The variations in the state of stress of the girders upon passage of loads bring about both variations in the state of tension of the tie rods and of compression of the tubular cylinders, which variations tend to compensate one another so that the distance between the upper parts of opposite girder butt ends varies very little.
This variation is all the less as the pre-stressed assembly constituted by the tie rod and the tubular cylinder is compressed to a length such that it may compensate, without substantially varying in length, the forces which tend to vary the distance between the butt ends of the two girders. In addition, a slight variation in the alignment of the plane of the webs may be compensated by the annular stacks of metal sheets and layers of elastomer and by the clearance formed by the coaxial tubes 8 and 13 and the freedom of the tie rod 5 in the tube 8.

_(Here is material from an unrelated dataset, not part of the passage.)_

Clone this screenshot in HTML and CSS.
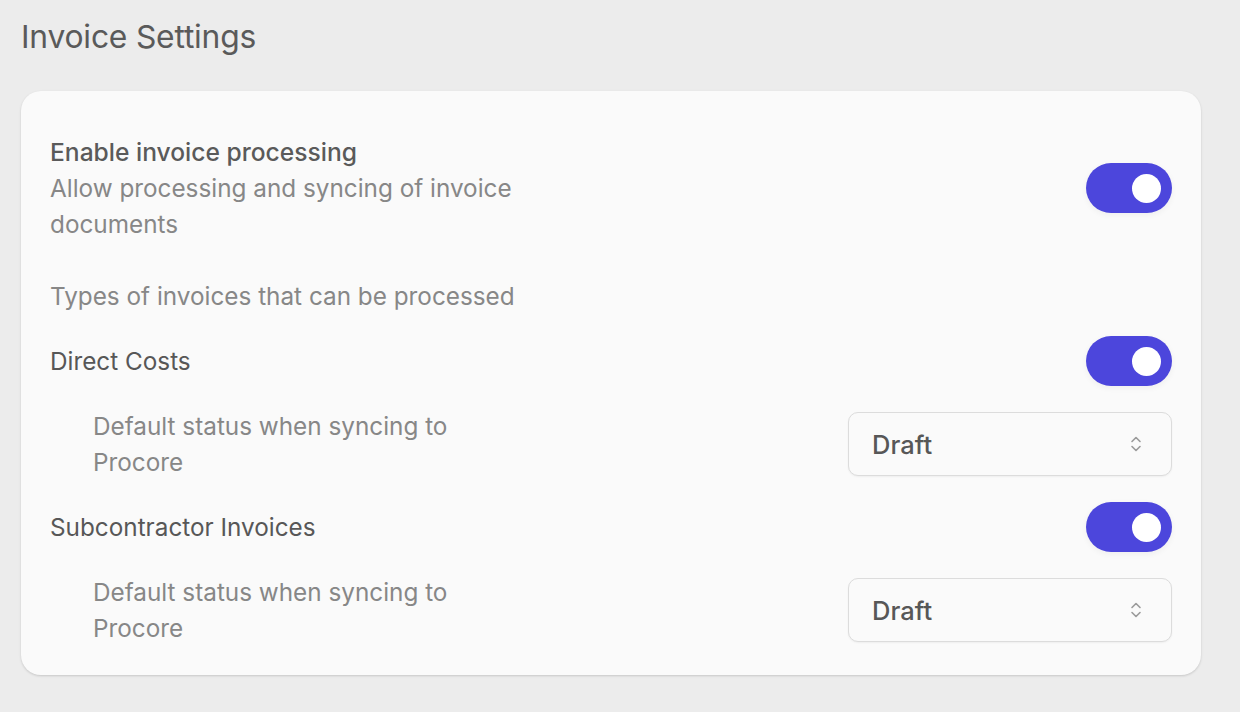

The practical invariability of the distance between the upper parts of the butt ends of girders brings about a possible displacement of their lower parts, which is allowed by the devices for supporting the girders on their supports. In this way, the angle formed by the opposite faces of the transverse beams is capable of varying upon passage of loads rolling over the bridge.
A connection by articulated and pre-compressed concrete elements is thus made between successive isostatic girders of a constructive work, which considerably simplifies the production of the joints between these girders.
The invention is applicable to all constructive works, and in particular to bridges formed by independent girders.